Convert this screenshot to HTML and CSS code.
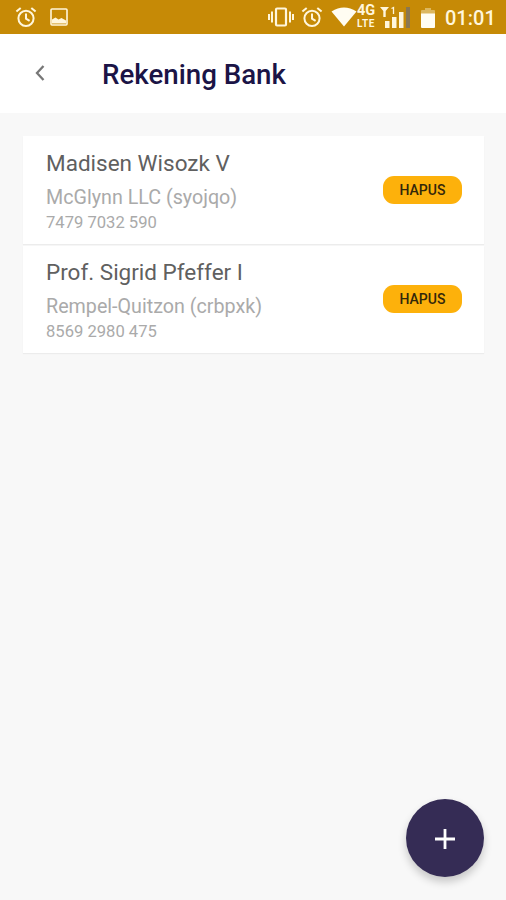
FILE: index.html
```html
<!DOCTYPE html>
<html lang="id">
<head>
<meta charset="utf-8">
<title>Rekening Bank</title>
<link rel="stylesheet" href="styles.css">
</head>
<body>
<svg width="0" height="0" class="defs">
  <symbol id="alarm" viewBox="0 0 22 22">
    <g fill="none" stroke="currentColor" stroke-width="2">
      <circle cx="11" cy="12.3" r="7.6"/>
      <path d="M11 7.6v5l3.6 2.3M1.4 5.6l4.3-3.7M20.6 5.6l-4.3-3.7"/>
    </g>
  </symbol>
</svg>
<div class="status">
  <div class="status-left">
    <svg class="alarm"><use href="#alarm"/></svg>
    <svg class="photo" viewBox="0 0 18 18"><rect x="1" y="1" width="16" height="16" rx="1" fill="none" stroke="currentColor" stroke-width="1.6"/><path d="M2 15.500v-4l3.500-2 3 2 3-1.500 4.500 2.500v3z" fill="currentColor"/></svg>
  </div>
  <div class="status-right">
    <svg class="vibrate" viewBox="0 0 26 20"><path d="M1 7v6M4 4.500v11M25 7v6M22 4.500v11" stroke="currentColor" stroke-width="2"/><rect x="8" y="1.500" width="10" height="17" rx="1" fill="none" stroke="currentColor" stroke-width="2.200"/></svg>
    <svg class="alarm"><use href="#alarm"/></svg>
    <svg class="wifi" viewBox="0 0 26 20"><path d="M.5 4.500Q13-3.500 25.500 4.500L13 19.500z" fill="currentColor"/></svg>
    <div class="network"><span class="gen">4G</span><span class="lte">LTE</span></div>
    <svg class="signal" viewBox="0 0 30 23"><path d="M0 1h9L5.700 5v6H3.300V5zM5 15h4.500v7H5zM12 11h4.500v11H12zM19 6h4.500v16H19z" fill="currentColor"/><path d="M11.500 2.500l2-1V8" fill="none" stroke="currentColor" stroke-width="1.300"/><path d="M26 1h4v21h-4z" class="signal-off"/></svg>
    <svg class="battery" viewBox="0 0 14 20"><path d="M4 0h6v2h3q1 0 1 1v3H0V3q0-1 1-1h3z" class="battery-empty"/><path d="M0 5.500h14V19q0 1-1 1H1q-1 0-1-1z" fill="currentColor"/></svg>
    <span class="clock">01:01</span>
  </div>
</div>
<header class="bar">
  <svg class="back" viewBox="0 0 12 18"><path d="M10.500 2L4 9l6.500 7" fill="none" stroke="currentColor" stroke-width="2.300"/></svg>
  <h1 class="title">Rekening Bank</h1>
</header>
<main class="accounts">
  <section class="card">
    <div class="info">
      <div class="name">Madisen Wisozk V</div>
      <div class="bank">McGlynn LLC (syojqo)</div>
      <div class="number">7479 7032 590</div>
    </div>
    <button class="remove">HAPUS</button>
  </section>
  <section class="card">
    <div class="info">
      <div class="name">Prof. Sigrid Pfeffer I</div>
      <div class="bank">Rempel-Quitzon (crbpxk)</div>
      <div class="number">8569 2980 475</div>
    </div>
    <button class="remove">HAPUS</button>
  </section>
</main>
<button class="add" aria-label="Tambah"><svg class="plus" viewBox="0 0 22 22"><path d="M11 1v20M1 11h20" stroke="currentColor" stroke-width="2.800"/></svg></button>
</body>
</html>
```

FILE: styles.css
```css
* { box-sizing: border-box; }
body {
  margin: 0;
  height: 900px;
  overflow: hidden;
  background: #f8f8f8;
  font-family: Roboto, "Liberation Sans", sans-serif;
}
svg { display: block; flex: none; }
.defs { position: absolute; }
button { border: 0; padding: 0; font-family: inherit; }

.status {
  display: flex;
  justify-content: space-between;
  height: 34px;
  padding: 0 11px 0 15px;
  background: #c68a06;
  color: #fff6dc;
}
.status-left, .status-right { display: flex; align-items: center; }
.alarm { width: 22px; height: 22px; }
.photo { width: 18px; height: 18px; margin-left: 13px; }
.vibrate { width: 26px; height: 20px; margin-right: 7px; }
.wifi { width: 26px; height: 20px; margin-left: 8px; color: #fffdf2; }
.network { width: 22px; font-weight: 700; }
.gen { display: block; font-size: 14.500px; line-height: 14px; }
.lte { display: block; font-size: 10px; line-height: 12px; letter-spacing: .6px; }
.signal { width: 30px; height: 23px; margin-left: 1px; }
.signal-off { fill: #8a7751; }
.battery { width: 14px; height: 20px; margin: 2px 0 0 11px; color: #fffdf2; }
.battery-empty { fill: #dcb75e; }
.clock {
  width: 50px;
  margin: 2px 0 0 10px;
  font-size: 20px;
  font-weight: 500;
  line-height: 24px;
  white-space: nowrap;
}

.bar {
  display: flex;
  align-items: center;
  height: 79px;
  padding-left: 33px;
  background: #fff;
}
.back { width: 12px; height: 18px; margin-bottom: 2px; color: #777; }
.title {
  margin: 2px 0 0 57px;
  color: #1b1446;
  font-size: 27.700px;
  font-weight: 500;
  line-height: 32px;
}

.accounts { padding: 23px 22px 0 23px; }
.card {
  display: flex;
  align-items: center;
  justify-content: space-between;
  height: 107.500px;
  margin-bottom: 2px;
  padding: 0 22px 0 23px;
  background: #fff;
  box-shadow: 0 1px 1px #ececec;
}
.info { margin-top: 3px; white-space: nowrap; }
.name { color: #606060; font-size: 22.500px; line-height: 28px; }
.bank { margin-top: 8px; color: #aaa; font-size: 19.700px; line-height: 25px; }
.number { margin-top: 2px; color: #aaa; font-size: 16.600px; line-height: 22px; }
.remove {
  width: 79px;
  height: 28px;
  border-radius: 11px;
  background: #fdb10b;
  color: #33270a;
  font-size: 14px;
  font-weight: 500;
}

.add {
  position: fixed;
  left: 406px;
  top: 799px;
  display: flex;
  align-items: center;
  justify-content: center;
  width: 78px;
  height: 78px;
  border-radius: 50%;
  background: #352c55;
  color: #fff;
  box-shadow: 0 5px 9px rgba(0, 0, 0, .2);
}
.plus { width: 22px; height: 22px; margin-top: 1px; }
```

------------------------

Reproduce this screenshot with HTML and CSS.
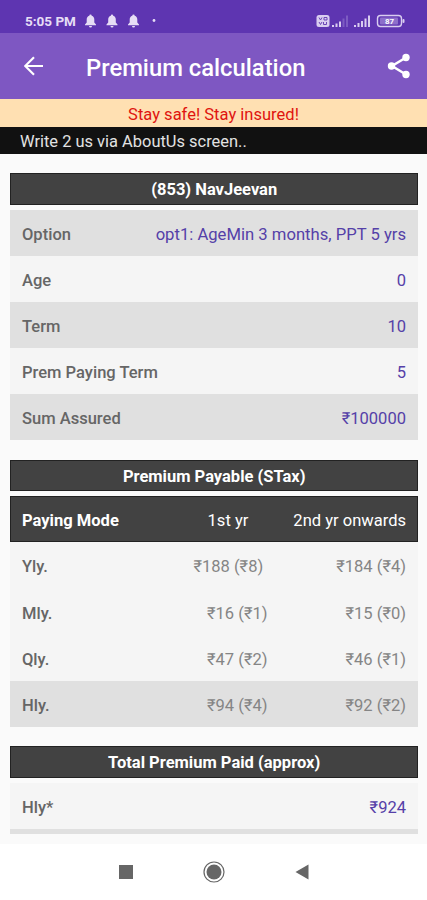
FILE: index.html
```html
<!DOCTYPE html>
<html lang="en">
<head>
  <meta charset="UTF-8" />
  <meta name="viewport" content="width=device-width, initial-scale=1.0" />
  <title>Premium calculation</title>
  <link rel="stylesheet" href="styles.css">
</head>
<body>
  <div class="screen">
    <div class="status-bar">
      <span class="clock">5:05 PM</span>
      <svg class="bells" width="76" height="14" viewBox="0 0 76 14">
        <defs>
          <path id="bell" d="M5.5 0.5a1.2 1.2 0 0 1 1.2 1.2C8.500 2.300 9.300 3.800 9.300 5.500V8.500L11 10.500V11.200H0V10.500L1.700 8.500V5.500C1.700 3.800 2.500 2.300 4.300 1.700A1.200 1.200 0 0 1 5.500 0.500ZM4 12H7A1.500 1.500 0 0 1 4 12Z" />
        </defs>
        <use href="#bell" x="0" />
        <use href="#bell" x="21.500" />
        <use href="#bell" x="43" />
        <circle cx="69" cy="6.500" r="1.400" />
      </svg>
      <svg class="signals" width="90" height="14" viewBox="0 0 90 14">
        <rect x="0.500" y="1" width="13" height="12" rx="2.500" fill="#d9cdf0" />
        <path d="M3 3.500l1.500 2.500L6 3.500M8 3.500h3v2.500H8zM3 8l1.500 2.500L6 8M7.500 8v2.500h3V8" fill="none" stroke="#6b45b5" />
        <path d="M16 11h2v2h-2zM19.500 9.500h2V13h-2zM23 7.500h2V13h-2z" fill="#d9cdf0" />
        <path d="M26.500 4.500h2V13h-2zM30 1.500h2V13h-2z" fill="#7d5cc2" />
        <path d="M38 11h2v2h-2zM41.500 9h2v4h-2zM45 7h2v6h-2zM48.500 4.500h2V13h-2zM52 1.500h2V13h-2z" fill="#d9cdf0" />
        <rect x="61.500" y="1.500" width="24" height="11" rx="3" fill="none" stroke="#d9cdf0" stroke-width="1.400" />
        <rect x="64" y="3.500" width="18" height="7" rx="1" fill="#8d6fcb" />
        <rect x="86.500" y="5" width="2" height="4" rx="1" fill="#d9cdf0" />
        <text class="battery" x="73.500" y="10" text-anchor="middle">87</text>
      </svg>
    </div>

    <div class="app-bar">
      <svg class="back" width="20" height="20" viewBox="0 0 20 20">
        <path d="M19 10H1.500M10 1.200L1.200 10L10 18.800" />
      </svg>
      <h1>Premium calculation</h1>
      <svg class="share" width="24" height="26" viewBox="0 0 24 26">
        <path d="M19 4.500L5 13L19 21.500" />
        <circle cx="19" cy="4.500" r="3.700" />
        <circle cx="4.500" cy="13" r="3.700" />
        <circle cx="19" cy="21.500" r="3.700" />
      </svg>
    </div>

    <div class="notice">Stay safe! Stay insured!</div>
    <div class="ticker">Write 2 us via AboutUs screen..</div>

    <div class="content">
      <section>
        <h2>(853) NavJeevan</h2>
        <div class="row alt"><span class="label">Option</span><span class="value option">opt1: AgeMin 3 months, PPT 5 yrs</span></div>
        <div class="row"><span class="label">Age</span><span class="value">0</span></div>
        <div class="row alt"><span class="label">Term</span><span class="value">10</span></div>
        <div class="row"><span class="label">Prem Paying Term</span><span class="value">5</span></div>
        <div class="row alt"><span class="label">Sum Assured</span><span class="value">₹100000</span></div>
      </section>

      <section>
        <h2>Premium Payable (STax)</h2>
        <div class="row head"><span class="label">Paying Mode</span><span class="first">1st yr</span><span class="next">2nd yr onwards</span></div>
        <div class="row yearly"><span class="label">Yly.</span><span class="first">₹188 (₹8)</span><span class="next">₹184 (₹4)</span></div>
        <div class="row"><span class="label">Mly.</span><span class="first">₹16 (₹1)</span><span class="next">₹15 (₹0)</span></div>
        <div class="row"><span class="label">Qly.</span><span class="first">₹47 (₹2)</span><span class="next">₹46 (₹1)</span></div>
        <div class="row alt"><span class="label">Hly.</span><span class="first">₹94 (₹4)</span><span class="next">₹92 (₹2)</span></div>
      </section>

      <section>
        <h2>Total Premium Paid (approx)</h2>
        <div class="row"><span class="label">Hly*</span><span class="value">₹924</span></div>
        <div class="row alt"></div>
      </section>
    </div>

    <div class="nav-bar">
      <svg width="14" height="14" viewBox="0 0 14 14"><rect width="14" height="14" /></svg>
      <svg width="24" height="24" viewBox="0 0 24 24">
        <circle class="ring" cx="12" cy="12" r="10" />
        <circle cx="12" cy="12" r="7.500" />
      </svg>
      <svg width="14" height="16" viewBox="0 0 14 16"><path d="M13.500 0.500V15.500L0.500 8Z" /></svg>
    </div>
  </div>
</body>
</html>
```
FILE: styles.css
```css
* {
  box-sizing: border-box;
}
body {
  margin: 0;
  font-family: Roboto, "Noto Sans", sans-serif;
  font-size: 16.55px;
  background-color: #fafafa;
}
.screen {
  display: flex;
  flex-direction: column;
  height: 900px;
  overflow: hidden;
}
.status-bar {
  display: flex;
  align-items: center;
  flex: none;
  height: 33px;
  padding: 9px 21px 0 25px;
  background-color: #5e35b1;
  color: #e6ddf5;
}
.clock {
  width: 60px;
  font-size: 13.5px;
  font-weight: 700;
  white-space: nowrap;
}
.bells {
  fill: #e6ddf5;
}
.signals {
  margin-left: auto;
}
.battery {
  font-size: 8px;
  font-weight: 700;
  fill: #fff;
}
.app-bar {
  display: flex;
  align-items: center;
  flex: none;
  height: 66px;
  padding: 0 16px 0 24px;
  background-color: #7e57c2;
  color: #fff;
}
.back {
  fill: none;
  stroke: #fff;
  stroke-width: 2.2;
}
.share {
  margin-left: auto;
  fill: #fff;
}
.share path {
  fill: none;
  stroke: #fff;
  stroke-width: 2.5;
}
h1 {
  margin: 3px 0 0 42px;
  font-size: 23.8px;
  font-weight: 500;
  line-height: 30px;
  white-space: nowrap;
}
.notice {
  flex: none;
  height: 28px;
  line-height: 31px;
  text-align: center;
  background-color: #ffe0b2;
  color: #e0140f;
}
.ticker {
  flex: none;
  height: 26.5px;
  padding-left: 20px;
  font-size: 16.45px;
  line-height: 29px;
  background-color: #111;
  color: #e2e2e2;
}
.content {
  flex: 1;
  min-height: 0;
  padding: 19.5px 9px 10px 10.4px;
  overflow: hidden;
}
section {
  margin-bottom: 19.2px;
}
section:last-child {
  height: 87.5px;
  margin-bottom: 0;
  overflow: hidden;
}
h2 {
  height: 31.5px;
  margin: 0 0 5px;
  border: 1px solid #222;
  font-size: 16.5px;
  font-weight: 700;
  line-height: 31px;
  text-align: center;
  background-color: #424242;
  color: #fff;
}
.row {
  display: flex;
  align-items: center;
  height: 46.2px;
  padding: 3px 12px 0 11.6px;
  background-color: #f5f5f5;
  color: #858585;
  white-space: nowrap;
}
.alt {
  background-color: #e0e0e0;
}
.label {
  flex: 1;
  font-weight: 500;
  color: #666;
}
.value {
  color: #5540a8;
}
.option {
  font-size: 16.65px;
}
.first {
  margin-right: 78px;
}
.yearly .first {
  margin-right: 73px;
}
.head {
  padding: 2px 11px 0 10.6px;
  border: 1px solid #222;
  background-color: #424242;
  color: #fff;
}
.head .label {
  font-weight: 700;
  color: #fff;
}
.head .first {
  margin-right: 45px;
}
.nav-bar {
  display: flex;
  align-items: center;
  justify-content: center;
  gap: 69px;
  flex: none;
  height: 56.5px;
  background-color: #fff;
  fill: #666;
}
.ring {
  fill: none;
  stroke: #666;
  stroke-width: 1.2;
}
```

------------------------

What you need to do: Collect the lines of the data that carry the word "screenshot".

Complete output:
Convert this screenshot to HTML and CSS code.
Reproduce this screenshot with HTML and CSS.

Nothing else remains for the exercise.